Major reform elements proposed in the Bill will include:


  • extending the Residential Tenancy Act's coverage to boarding houses
  • increasing the jurisdiction of the Tenancy Tribunal and penalties for breaches of the Act
  • limiting tenant liability for damage to their rental premises to four weeks' rent if the Tenancy Tribunal is satisfied that the tenant neither caused the damage intentionally or recklessly, nor intentionally or recklessly encouraged or permitted another person to damage the premises
  • clarifying responsibility for outgoings such as rates, insurance and water use allows for tenant breaches, such as sub-letting without consent, over-populating the premises or becoming a problem neighbour, to be subject to exemplary damages, as an alternative to eviction
  • clarifying the status of body corporate rules, with remedies for tenants if body corporate rules change during a tenancy
  • prohibiting tenants being charged `letting fees'
  • enabling tenant advocates.


Upon completing first reading stages the Bill is expected to be referred to the Social Services Select Committee for examination.


UNIT TITLES ACT – Proposed reforms

Cabinet has agreed to a Unit Titles Bill, which will replace the Unit Titles Act 1972. It is understood that the bill is to due to be introduced shortly.


Some key reforms will include:

·         Removal of the requirement for a unanimous vote in body corporate decision making. Instead, a 75% agreement will be enough to decide on things such as redevelopments or fixing the roof.

·         Every body corporate will have to draw up a long-term maintenance plan, and apartment or unit owners will contribute annually to the costs.

·         Disputes with bodies corporate be dealt with initially through mediation, or adjudication in the Tenancy Tribunal, rather than through the courts.

·         Potential purchasers be entitled to view a body corporate's audited accounts, rules and maintenance plans.

·         A body corporate will own the common property. If an apartment block has a leaky roof it will be the body corporate's responsibility to fix it, not that of the owner of the top floor apartment.


Separately, the media reports on a recent High Court case which ruled an Aucklander bankrupt for refusing to pay body corporate levies and legal fees. Moreover, his property is to be sold by the official assignee to pay the debt, as well as $35,000 in outstanding repair levies.



The Building and Construction Minister Shane Jones has asked his officials to explore long-term leasehold agreements for tenants. In response, the Federation issued a press release expressing cautious support.


A report is due with the Minister by July but it is doubtful that the proposal will be completed in time to be included in a planned Residential Tenancies Amendment Bill.


And in a report from the Social Services Committee on the financial review of the 2006/07 operations of the Housing New Zealand Corporation it noted that “rental properties, income-related rents, and accommodation supplements are among the ways that homes are made more affordable for households who rent”.
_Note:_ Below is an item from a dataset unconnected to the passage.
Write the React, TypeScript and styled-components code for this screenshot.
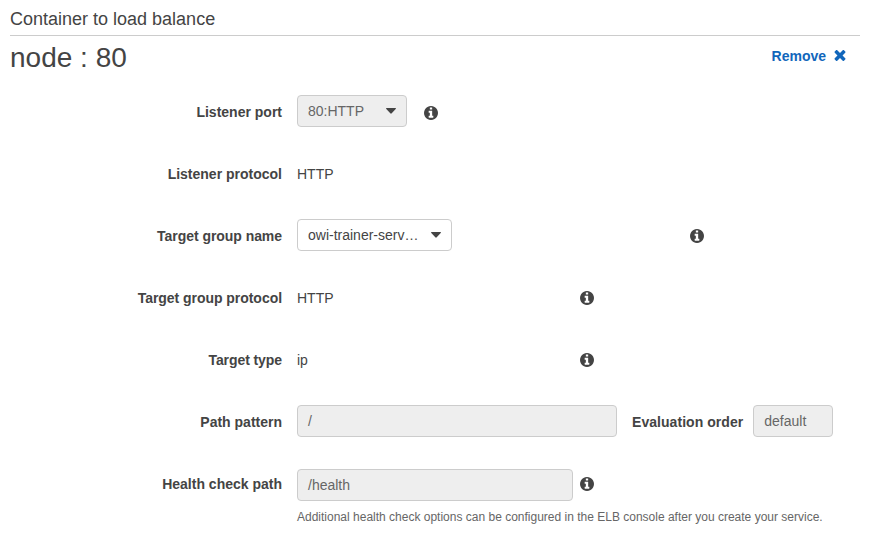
import React from "react";
import styled, { createGlobalStyle } from "styled-components";

const GlobalStyle = createGlobalStyle`
  * { box-sizing: border-box; }
  body {
    margin: 0;
    background: #fff;
    color: #444;
    font: 14px/20px "Liberation Sans", Arial, sans-serif;
  }
`;

const Page = styled.main`
  width: 875px;
  height: 536px;
  padding: 0 15px 0 10px;
  overflow: hidden;
`;

const SectionTitle = styled.h2`
  margin: 0;
  height: 36px;
  padding-top: 8px;
  border-bottom: 1px solid #ccc;
  font-size: 18px;
  line-height: 22px;
  font-weight: 400;
`;

const Header = styled.header`
  display: flex;
  justify-content: space-between;
  height: 45px;
  padding-right: 14px;
`;

const ContainerName = styled.h1`
  margin: 0;
  padding-top: 5px;
  font-size: 28px;
  line-height: 34px;
  font-weight: 400;
`;

const RemoveButton = styled.button`
  display: flex;
  align-items: center;
  gap: 8px;
  height: 20px;
  margin-top: 10px;
  padding: 0;
  border: 0;
  background: none;
  color: #1166bb;
  font: bold 14px/20px "Liberation Sans", Arial, sans-serif;
`;

const Row = styled.div`
  display: grid;
  grid-template-columns: 272px 1fr;
  column-gap: 15px;
  align-items: center;
  height: 62px;
`;

const Label = styled.span<{ $spacing?: number }>`
  font-weight: 700;
  text-align: right;
  white-space: nowrap;
  letter-spacing: ${(p) => p.$spacing ?? 0}px;
`;

const Content = styled.div<{ $gap?: number }>`
  display: flex;
  align-items: center;
  gap: ${(p) => p.$gap ?? 0}px;
`;

const Value = styled.span`
  width: 283px;
`;

const Field = styled.div<{ $width: number; $disabled?: boolean; $drop?: number }>`
  display: flex;
  flex: none;
  align-items: center;
  justify-content: space-between;
  width: ${(p) => p.$width}px;
  height: 32px;
  padding: 0 10px;
  margin-top: ${(p) => p.$drop ?? -2}px;
  border: 1px solid #ccc;
  border-radius: 4px;
  background: ${(p) => (p.$disabled ? "#eee" : "#fff")};
  color: ${(p) => (p.$disabled ? "#666" : "#444")};
  white-space: nowrap;
`;

const InlineLabel = styled(Label)`
  padding: 0 10px 0 15px;
`;

const Caret = styled.svg`
  flex: none;
  width: 10px;
  height: 6px;
  fill: #444;
`;

const Icon = styled.svg<{ $size: number; $drop?: number }>`
  flex: none;
  width: ${(p) => p.$size}px;
  height: ${(p) => p.$size}px;
  margin-top: ${(p) => p.$drop ?? 0}px;
  fill: currentColor;
`;

const Hint = styled.p`
  margin: -8px 0 0 287px;
  color: #666;
  font-size: 12px;
  line-height: 20px;
  white-space: nowrap;
`;

const InfoIcon = ({ drop }: { drop?: number }) => (
  <Icon $size={14} $drop={drop} viewBox="128 128 1536 1536" aria-label="Info">
    <path d="M1152 1376v-160q0-14-9-23t-23-9h-96v-512q0-14-9-23t-23-9h-320q-14 0-23 9t-9 23v160q0 14 9 23t23 9h96v320h-96q-14 0-23 9t-9 23v160q0 14 9 23t23 9h448q14 0 23-9t9-23zm-128-896v-160q0-14-9-23t-23-9h-192q-14 0-23 9t-9 23v160q0 14 9 23t23 9h192q14 0 23-9t9-23zm640 416q0 209-103 385.5t-279.5 279.5-385.5 103-385.5-103-279.5-279.5-103-385.5 103-385.5 279.5-279.5 385.5-103 385.5 103 279.5 279.5 103 385.5z" />
  </Icon>
);

const CloseIcon = () => (
  <Icon $size={12} viewBox="248 376 1296 1296" aria-hidden="true">
    <path d="M1490 1322q0 40-28 68l-136 136q-28 28-68 28t-68-28l-294-294-294 294q-28 28-68 28t-68-28l-136-136q-28-28-28-68t28-68l294-294-294-294q-28-28-28-68t28-68l136-136q28-28 68-28t68 28l294 294 294-294q28-28 68-28t68 28l136 136q28 28 28 68t-28 68l-294 294 294 294q28 28 28 68z" />
  </Icon>
);

const CaretIcon = () => (
  <Caret viewBox="0 0 10 6" aria-hidden="true">
    <path d="M0.6 0H9.4Q10.4 0 9.7 1L5.7 5.3Q5 6 4.3 5.3L0.3 1Q-0.4 0 0.6 0Z" />
  </Caret>
);

export default function App() {
  return (
    <>
      <GlobalStyle />
      <Page>
        <SectionTitle>Container to load balance</SectionTitle>
        <Header>
          <ContainerName>node : 80</ContainerName>
          <RemoveButton>
            Remove
            <CloseIcon />
          </RemoveButton>
        </Header>
        <Row>
          <Label>Listener port</Label>
          <Content $gap={17}>
            <Field $width={110} $disabled>
              80:HTTP
              <CaretIcon />
            </Field>
            <InfoIcon drop={2} />
          </Content>
        </Row>
        <Row>
          <Label>Listener protocol</Label>
          <Content>
            <Value>HTTP</Value>
          </Content>
        </Row>
        <Row>
          <Label $spacing={-0.05}>Target group name</Label>
          <Content $gap={238}>
            <Field $width={155}>
              owi-trainer-serv…
              <CaretIcon />
            </Field>
            <InfoIcon />
          </Content>
        </Row>
        <Row>
          <Label $spacing={-0.04}>Target group protocol</Label>
          <Content>
            <Value>HTTP</Value>
            <InfoIcon />
          </Content>
        </Row>
        <Row>
          <Label $spacing={-0.08}>Target type</Label>
          <Content>
            <Value>ip</Value>
            <InfoIcon />
          </Content>
        </Row>
        <Row>
          <Label>Path pattern</Label>
          <Content>
            <Field $width={320} $disabled>/</Field>
            <InlineLabel $spacing={0.05}>Evaluation order</InlineLabel>
            <Field $width={80} $disabled>default</Field>
          </Content>
        </Row>
        <Row>
          <Label>Health check path</Label>
          <Content $gap={7}>
            <Field $width={276} $disabled $drop={2}>/health</Field>
            <InfoIcon />
          </Content>
        </Row>
        <Hint>
          Additional health check options can be configured in the ELB console after you create your service.
        </Hint>
      </Page>
    </>
  );
}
In reference to the accommodation supplement, a draft NZPIF position paper has stated:


  • NZPIF believes security of tenure could be further enhanced if the State were to direct credit the accommodation supplement (affecting 60,000 people in 2007) and or rent directly to landlords, with beneficiary request and approval [NB: The majority of cases determined by the Tenancy Tribunal were from landlords seeking rent arrears].
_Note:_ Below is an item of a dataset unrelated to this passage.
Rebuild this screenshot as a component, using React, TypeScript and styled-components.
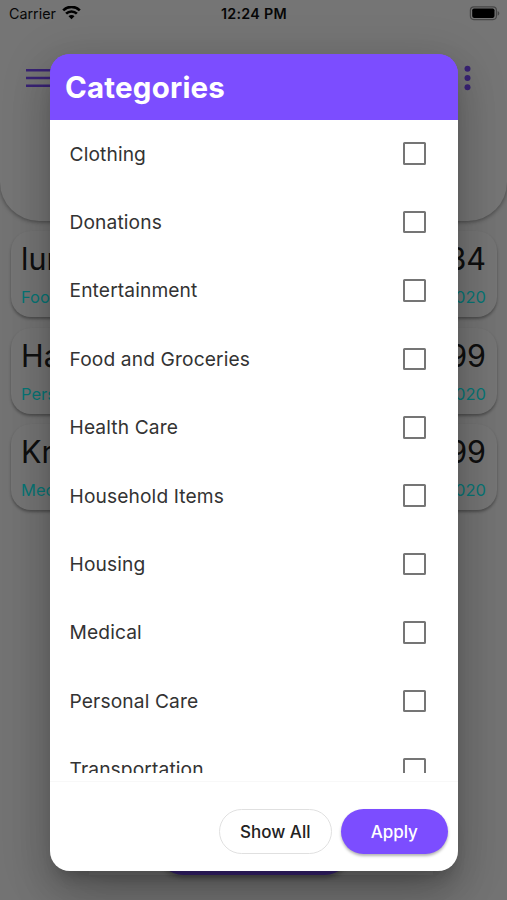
import React from "react";
import styled, { createGlobalStyle } from "styled-components";

const Global = createGlobalStyle`
  * { box-sizing: border-box; }
  body { margin: 0; background: #fff; font-family: Inter, "Liberation Sans", sans-serif; }
`;

const Screen = styled.div`
  position: relative;
  width: 507px;
  height: 900px;
  overflow: hidden;
  background: #fafafa;
`;

const Page = styled.div`
  height: 900px;
  display: flex;
  flex-direction: column;
`;

const Header = styled.header`
  height: 221px;
  flex: none;
  border-radius: 0 0 39px 39px;
  background: #fefefe;
  box-shadow: 0 1px 4px rgba(0, 0, 0, 0.4);
`;

const StatusBar = styled.div`
  height: 28px;
  display: grid;
  grid-template-columns: 1fr auto 1fr;
  align-items: center;
  padding: 0 7px 1px 9px;
  color: #111;
  font-size: 14.3px;
`;

const Carrier = styled.div`
  display: flex;
  align-items: center;
  gap: 6px;
`;

const Clock = styled.div`
  font-weight: 600;
  letter-spacing: 0.3px;
  margin-right: 1px;
`;

const Battery = styled.div`
  display: flex;
  justify-content: flex-end;
`;

const Toolbar = styled.div`
  display: flex;
  justify-content: space-between;
  align-items: center;
  height: 100px;
  padding: 0 36px 0 26px;
`;

const Expenses = styled.div`
  display: flex;
  flex-direction: column;
  gap: 10.5px;
  padding: 10px 10px 0 11px;
`;

const ExpenseCard = styled.div`
  height: 86px;
  padding: 9px 11px 0 10px;
  border-radius: 20px;
  background: #fefefe;
  box-shadow: 0 2px 3px rgba(0, 0, 0, 0.33);
`;

const Line = styled.div<{ $small?: boolean }>`
  display: flex;
  justify-content: space-between;
  font-size: ${(p) => (p.$small ? 16.5 : 30.5)}px;
  line-height: ${(p) => (p.$small ? 38 : 38)}px;
  color: ${(p) => (p.$small ? "#10ffff" : "#222")};
`;

const BottomBar = styled.div`
  margin: auto 74px 25px 89px;
  height: 50px;
  display: flex;
  justify-content: center;
  background: #fff;
  box-shadow: 0 2px 36px rgba(0, 0, 0, 0.14);
`;

const AddButton = styled.div`
  width: 192px;
  height: 50px;
  margin-right: 14px;
  border-radius: 25px;
  background: #7c4dff;
  box-shadow: 0 3px 5px rgba(0, 0, 0, 0.3);
`;

const Backdrop = styled.div`
  position: absolute;
  inset: 0;
  padding: 54px 49px 29px 50px;
  background: rgba(0, 0, 0, 0.54);
`;

const Dialog = styled.section`
  height: 817px;
  display: flex;
  flex-direction: column;
  overflow: hidden;
  border-radius: 20px;
  background: linear-gradient(#7c4dff 0 40px, #fff 40px);
  box-shadow: 0 11px 15px -7px rgba(0, 0, 0, 0.2), 0 24px 38px 3px rgba(0, 0, 0, 0.14),
    0 9px 46px 8px rgba(0, 0, 0, 0.12);
`;

const Title = styled.h1`
  flex: none;
  margin: 0;
  height: 65.5px;
  padding-left: 15px;
  background: #7c4dff;
  color: #fff;
  font-size: 29.5px;
  line-height: 67px;
  font-weight: 700;
  letter-spacing: 0.2px;
`;

const CategoryList = styled.div`
  height: 653.5px;
  flex: none;
  overflow: hidden;
`;

const CategoryRow = styled.label`
  height: 68.4px;
  display: flex;
  align-items: center;
  justify-content: space-between;
  padding: 0 32.5px 0 19.5px;
  color: #333;
  font-size: 19.2px;
  letter-spacing: 0.12px;
`;

const CheckBox = styled.span`
  width: 22.5px;
  height: 22.5px;
  border: 2.4px solid #757575;
  border-radius: 1.5px;
`;

const Footer = styled.footer`
  flex: 1;
  margin-top: 8px;
  border-top: 1px solid #f8f8f8;
  display: flex;
  justify-content: flex-end;
  align-items: flex-start;
  gap: 9px;
  padding: 27px 10px 0 0;
`;

const PillButton = styled.button<{ $primary?: boolean }>`
  width: ${(p) => (p.$primary ? 107.5 : 112.5)}px;
  height: 45px;
  padding: 0;
  border: ${(p) => (p.$primary ? "0" : "1px solid #e0e0e0")};
  border-radius: 23px;
  background: ${(p) => (p.$primary ? "#7c4dff" : "#fff")};
  color: ${(p) => (p.$primary ? "#fff" : "#222")};
  box-shadow: ${(p) => (p.$primary ? "0 2px 3px rgba(0, 0, 0, 0.3)" : "none")};
  font: 500 17px Inter, "Liberation Sans", sans-serif;
`;

const categories = [
  "Clothing", "Donations", "Entertainment", "Food and Groceries", "Health Care",
  "Household Items", "Housing", "Medical", "Personal Care", "Transportation",
];

const expenses = [
  { name: "lunch", amount: "$12.34", category: "Food", date: "6/12/2020" },
  { name: "Hair", amount: "$19.99", category: "Personal", date: "6/10/2020" },
  { name: "Kroger", amount: "$24.99", category: "Medical", date: "6/08/2020" },
];

const WifiIcon = () => (
  <svg width="19" height="15" viewBox="0 0 19 15" fill="none" stroke="#000" strokeWidth="2.6">
    <path d="M1.2 4.3a11.8 11.8 0 0 1 16.6 0" />
    <path d="M4.1 7.7a7.6 7.6 0 0 1 10.8 0" />
    <path d="M9.5 13.3 6.5 10.3a4.2 4.2 0 0 1 6 0Z" fill="#000" stroke="none" />
  </svg>
);

const BatteryIcon = () => (
  <svg width="31" height="15" viewBox="0 0 31 15">
    <rect x="1.4" y="0.8" width="26" height="12.8" rx="3.5" fill="none" stroke="#000" strokeOpacity="0.4" strokeWidth="1.2" />
    <rect x="3.2" y="2.5" width="22.3" height="9.4" rx="1.8" fill="#000" />
    <path d="M28.6 5v4.8c2.3-.9 2.3-3.9 0-4.8Z" fill="#000" fillOpacity="0.4" />
  </svg>
);

const MenuIcon = () => (
  <svg width="30" height="20" viewBox="0 0 30 20" fill="none" stroke="#7c4dff" strokeWidth="2.6">
    <path d="M0 2.2h30M0 10h30M0 17.8h30" />
  </svg>
);

const MoreIcon = () => (
  <svg width="7" height="26" viewBox="0 0 7 26" fill="#7c4dff">
    <circle cx="3.5" cy="3.7" r="3" />
    <circle cx="3.5" cy="13" r="3" />
    <circle cx="3.5" cy="22.3" r="3" />
  </svg>
);

export default function App() {
  return (
    <Screen>
      <Global />
      <Page>
        <Header>
          <StatusBar>
            <Carrier>Carrier <WifiIcon /></Carrier>
            <Clock>12:24 PM</Clock>
            <Battery><BatteryIcon /></Battery>
          </StatusBar>
          <Toolbar><MenuIcon /><MoreIcon /></Toolbar>
        </Header>
        <Expenses>
          {expenses.map((e) => (
            <ExpenseCard key={e.name}>
              <Line><span>{e.name}</span><span>{e.amount}</span></Line>
              <Line $small><span>{e.category}</span><span>{e.date}</span></Line>
            </ExpenseCard>
          ))}
        </Expenses>
        <BottomBar><AddButton /></BottomBar>
      </Page>
      <Backdrop>
        <Dialog>
          <Title>Categories</Title>
          <CategoryList>
            {categories.map((c) => (
              <CategoryRow key={c}>{c}<CheckBox /></CategoryRow>
            ))}
          </CategoryList>
          <Footer>
            <PillButton>Show All</PillButton>
            <PillButton $primary>Apply</PillButton>
          </Footer>
        </Dialog>
      </Backdrop>
    </Screen>
  );
}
Additional to proposals making tenancies more secure (see above item) the month was dominated by housing affordability issues and Government initiatives.


These included:

  • Reviewing the “Welcome Home loans” scheme ((through which HNZC underwrites the loans some first-home buyers’ receive from trading banks) NB: Figures prepared for the Department of Prime Ministers’ house prices unit say couples in rental homes and unable to buy in even the cheapest 25 per cent of the market need an average deposit of $122,000.)
  • Progressing the Housing Affordability Bill which is aimed at giving Councils new ways of encouraging affordable housing, including giving them the power to require developers to include cheap housing in new subdivisions and
  • Proposals to tweak the general building consent process (thus reducing housing costs)


REAL ESTATE LAW – Oral hearings

The justice and electoral select Committee continued to hear oral testimony on the reforming the Real Estate Agents Act.


Of interest to the Federation was the submission of the Consumers’ Institute. CI backed the new legislation as a whole but also expressed concern about the security of trust accounts. It said: “While property managers do pose less risk to consumers than other real estate services, it seems sensible when there is a major redrafting of the law to include them".


More than 800 submissions have been made on the bill - many from real estate agents - meaning MPs will be working extended hours to hear from all parties.



The Law Commission is currently reviewing the Land Transfer Act 1952 (governing the sale and transfer of property) with a view to modernising it. (See: http://www.lawcom.govt.nz/ProjectTermsOfReference.aspx?ProjectID=139)


The Commission expects to have a final report ready by the end of the year.



As part of a regular contact program, a meeting in Auckland attended by the Federation Vice President – Andrew King, was held with Greg Grouskery – the Department of Building & Housing’s Tenancies Manager. GG provided an informal update on official progress on the Residential Tenancies Amendment Bill and the Unit Titles Amendment Bill.